Data section.
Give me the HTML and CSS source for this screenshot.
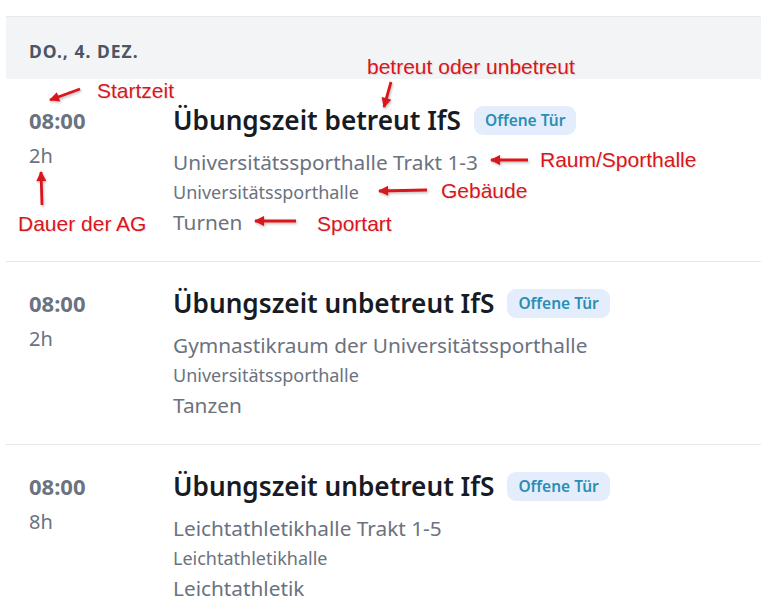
FILE: index.html
```html
<!DOCTYPE html>
<html lang="de">
<head>
<meta charset="utf-8">
<title>Termine</title>
<link rel="stylesheet" href="styles.css">
</head>
<body>
<div class="page">
  <section class="day">
    <div class="day-header">DO., 4. DEZ.</div>

    <div class="event">
      <div class="time-col">
        <div class="time">08:00</div>
        <div class="duration">2h</div>
      </div>
      <div class="info">
        <div class="title-row">
          <h2 class="title">Übungszeit betreut IfS</h2>
          <span class="badge">Offene Tür</span>
        </div>
        <div class="room">Universitätssporthalle Trakt 1-3</div>
        <div class="building">Universitätssporthalle</div>
        <div class="sport">Turnen</div>
      </div>
    </div>

    <div class="event">
      <div class="time-col">
        <div class="time">08:00</div>
        <div class="duration">2h</div>
      </div>
      <div class="info">
        <div class="title-row">
          <h2 class="title">Übungszeit unbetreut IfS</h2>
          <span class="badge">Offene Tür</span>
        </div>
        <div class="room">Gymnastikraum der Universitätssporthalle</div>
        <div class="building">Universitätssporthalle</div>
        <div class="sport">Tanzen</div>
      </div>
    </div>

    <div class="event">
      <div class="time-col">
        <div class="time">08:00</div>
        <div class="duration">8h</div>
      </div>
      <div class="info">
        <div class="title-row">
          <h2 class="title">Übungszeit unbetreut IfS</h2>
          <span class="badge">Offene Tür</span>
        </div>
        <div class="room">Leichtathletikhalle Trakt 1-5</div>
        <div class="building">Leichtathletikhalle</div>
        <div class="sport">Leichtathletik</div>
      </div>
    </div>
  </section>

  <div class="notes">
    <svg class="arrows" width="761" height="611" viewBox="0 0 761 611">
      <defs>
        <marker id="head" viewBox="0 0 10 10" refX="9" refY="5" markerWidth="4" markerHeight="3.6" orient="auto-start-reverse" markerUnits="strokeWidth">
          <path d="M0 0 L10 5 L0 10 Z" fill="#d9161c"/>
        </marker>
        <filter id="sh" x="-20%" y="-20%" width="140%" height="140%">
          <feDropShadow dx="1" dy="1.5" stdDeviation="1" flood-color="#000" flood-opacity="0.25"/>
        </filter>
      </defs>
      <g stroke="#d9161c" stroke-width="2.8" fill="none" marker-end="url(#head)" filter="url(#sh)">
        <line x1="80" y1="89" x2="50" y2="100"/>
        <line x1="391" y1="82" x2="384" y2="107"/>
        <line x1="528" y1="160" x2="491" y2="160"/>
        <line x1="427" y1="190" x2="379" y2="191"/>
        <line x1="296" y1="221" x2="255" y2="221"/>
        <line x1="42" y1="205" x2="41" y2="172"/>
      </g>
    </svg>
    <span class="note note-start">Startzeit</span>
    <span class="note note-betreut">betreut oder unbetreut</span>
    <span class="note note-raum">Raum/Sporthalle</span>
    <span class="note note-gebaeude">Gebäude</span>
    <span class="note note-sportart">Sportart</span>
    <span class="note note-dauer">Dauer der AG</span>
  </div>
</div>
</body>
</html>
```
FILE: styles.css
```css
* { box-sizing: border-box; }

html, body {
  margin: 0;
  padding: 0;
  background: #ffffff;
}

body {
  font-family: "Noto Sans", "Open Sans", sans-serif;
  color: #111827;
}

.page {
  position: relative;
  width: 761px;
  height: 611px;
  overflow: hidden;
  padding-top: 16px;
}

.day {
  margin-left: 6px;
}

.day-header {
  height: 63px;
  background: #f3f4f6;
  border-top: 1px solid #e8e9ec;
  padding: 23px 0 0 23px;
  font-size: 17.5px;
  line-height: 22px;
  font-weight: 700;
  letter-spacing: 1px;
  color: #4b5563;
}

.event {
  display: grid;
  grid-template-columns: 144px 1fr;
  height: 183px;
  padding: 26px 0 0 23px;
  border-bottom: 1px solid #e5e7eb;
}

.time {
  font-size: 22px;
  line-height: 30px;
  font-weight: 700;
  color: #6b7280;
}

.duration {
  margin-top: 6px;
  font-size: 20px;
  line-height: 30px;
  color: #6b7280;
}

.title-row {
  display: flex;
  align-items: center;
  gap: 13px;
  height: 30px;
}

.title {
  margin: 0;
  font-size: 26.2px;
  line-height: 30px;
  font-weight: 600;
  color: #161b24;
  white-space: nowrap;
}

.badge {
  display: inline-flex;
  align-items: center;
  height: 29px;
  padding: 0 11px;
  border-radius: 9px;
  background: #e4edfb;
  color: #2a8db5;
  font-size: 15.5px;
  font-weight: 600;
}

.room {
  margin-top: 12px;
  font-size: 20.8px;
  line-height: 30px;
  color: #6b7280;
}

.building {
  font-size: 18px;
  line-height: 30px;
  color: #6b7280;
}

.sport {
  font-size: 20.8px;
  line-height: 30px;
  color: #6b7280;
}

.notes {
  position: absolute;
  inset: 0;
  pointer-events: none;
}

.arrows {
  position: absolute;
  left: 0;
  top: 0;
}

.note {
  position: absolute;
  font-family: "Liberation Sans", Arial, sans-serif;
  font-size: 21px;
  line-height: 24px;
  color: #d9161c;
  white-space: nowrap;
  text-shadow: 1px 1px 1px rgba(0, 0, 0, 0.12);
}

.note-start { left: 97px; top: 79px; }
.note-betreut { left: 367px; top: 55px; }
.note-raum { left: 540px; top: 148px; }
.note-gebaeude { left: 441px; top: 179px; }
.note-sportart { left: 317px; top: 212px; }
.note-dauer { left: 18px; top: 212px; }
```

The problem. Go through the material above and print all of it exactly, except the pictures.

Output for this exercise.
Give me the HTML and CSS source for this screenshot.
FILE: index.html
```html
<!DOCTYPE html>
<html lang="de">
<head>
<meta charset="utf-8">
<title>Termine</title>
<link rel="stylesheet" href="styles.css">
</head>
<body>
<div class="page">
  <section class="day">
    <div class="day-header">DO., 4. DEZ.</div>

    <div class="event">
      <div class="time-col">
        <div class="time">08:00</div>
        <div class="duration">2h</div>
      </div>
      <div class="info">
        <div class="title-row">
          <h2 class="title">Übungszeit betreut IfS</h2>
          <span class="badge">Offene Tür</span>
        </div>
        <div class="room">Universitätssporthalle Trakt 1-3</div>
        <div class="building">Universitätssporthalle</div>
        <div class="sport">Turnen</div>
      </div>
    </div>

    <div class="event">
      <div class="time-col">
        <div class="time">08:00</div>
        <div class="duration">2h</div>
      </div>
      <div class="info">
        <div class="title-row">
          <h2 class="title">Übungszeit unbetreut IfS</h2>
          <span class="badge">Offene Tür</span>
        </div>
        <div class="room">Gymnastikraum der Universitätssporthalle</div>
        <div class="building">Universitätssporthalle</div>
        <div class="sport">Tanzen</div>
      </div>
    </div>

    <div class="event">
      <div class="time-col">
        <div class="time">08:00</div>
        <div class="duration">8h</div>
      </div>
      <div class="info">
        <div class="title-row">
          <h2 class="title">Übungszeit unbetreut IfS</h2>
          <span class="badge">Offene Tür</span>
        </div>
        <div class="room">Leichtathletikhalle Trakt 1-5</div>
        <div class="building">Leichtathletikhalle</div>
        <div class="sport">Leichtathletik</div>
      </div>
    </div>
  </section>

  <div class="notes">
    <svg class="arrows" width="761" height="611" viewBox="0 0 761 611">
      <defs>
        <marker id="head" viewBox="0 0 10 10" refX="9" refY="5" markerWidth="4" markerHeight="3.6" orient="auto-start-reverse" markerUnits="strokeWidth">
          <path d="M0 0 L10 5 L0 10 Z" fill="#d9161c"/>
        </marker>
        <filter id="sh" x="-20%" y="-20%" width="140%" height="140%">
          <feDropShadow dx="1" dy="1.5" stdDeviation="1" flood-color="#000" flood-opacity="0.25"/>
        </filter>
      </defs>
      <g stroke="#d9161c" stroke-width="2.8" fill="none" marker-end="url(#head)" filter="url(#sh)">
        <line x1="80" y1="89" x2="50" y2="100"/>
        <line x1="391" y1="82" x2="384" y2="107"/>
        <line x1="528" y1="160" x2="491" y2="160"/>
        <line x1="427" y1="190" x2="379" y2="191"/>
        <line x1="296" y1="221" x2="255" y2="221"/>
        <line x1="42" y1="205" x2="41" y2="172"/>
      </g>
    </svg>
    <span class="note note-start">Startzeit</span>
    <span class="note note-betreut">betreut oder unbetreut</span>
    <span class="note note-raum">Raum/Sporthalle</span>
    <span class="note note-gebaeude">Gebäude</span>
    <span class="note note-sportart">Sportart</span>
    <span class="note note-dauer">Dauer der AG</span>
  </div>
</div>
</body>
</html>
```
FILE: styles.css
```css
* { box-sizing: border-box; }

html, body {
  margin: 0;
  padding: 0;
  background: #ffffff;
}

body {
  font-family: "Noto Sans", "Open Sans", sans-serif;
  color: #111827;
}

.page {
  position: relative;
  width: 761px;
  height: 611px;
  overflow: hidden;
  padding-top: 16px;
}

.day {
  margin-left: 6px;
}

.day-header {
  height: 63px;
  background: #f3f4f6;
  border-top: 1px solid #e8e9ec;
  padding: 23px 0 0 23px;
  font-size: 17.5px;
  line-height: 22px;
  font-weight: 700;
  letter-spacing: 1px;
  color: #4b5563;
}

.event {
  display: grid;
  grid-template-columns: 144px 1fr;
  height: 183px;
  padding: 26px 0 0 23px;
  border-bottom: 1px solid #e5e7eb;
}

.time {
  font-size: 22px;
  line-height: 30px;
  font-weight: 700;
  color: #6b7280;
}

.duration {
  margin-top: 6px;
  font-size: 20px;
  line-height: 30px;
  color: #6b7280;
}

.title-row {
  display: flex;
  align-items: center;
  gap: 13px;
  height: 30px;
}

.title {
  margin: 0;
  font-size: 26.2px;
  line-height: 30px;
  font-weight: 600;
  color: #161b24;
  white-space: nowrap;
}

.badge {
  display: inline-flex;
  align-items: center;
  height: 29px;
  padding: 0 11px;
  border-radius: 9px;
  background: #e4edfb;
  color: #2a8db5;
  font-size: 15.5px;
  font-weight: 600;
}

.room {
  margin-top: 12px;
  font-size: 20.8px;
  line-height: 30px;
  color: #6b7280;
}

.building {
  font-size: 18px;
  line-height: 30px;
  color: #6b7280;
}

.sport {
  font-size: 20.8px;
  line-height: 30px;
  color: #6b7280;
}

.notes {
  position: absolute;
  inset: 0;
  pointer-events: none;
}

.arrows {
  position: absolute;
  left: 0;
  top: 0;
}

.note {
  position: absolute;
  font-family: "Liberation Sans", Arial, sans-serif;
  font-size: 21px;
  line-height: 24px;
  color: #d9161c;
  white-space: nowrap;
  text-shadow: 1px 1px 1px rgba(0, 0, 0, 0.12);
}

.note-start { left: 97px; top: 79px; }
.note-betreut { left: 367px; top: 55px; }
.note-raum { left: 540px; top: 148px; }
.note-gebaeude { left: 441px; top: 179px; }
.note-sportart { left: 317px; top: 212px; }
.note-dauer { left: 18px; top: 212px; }
```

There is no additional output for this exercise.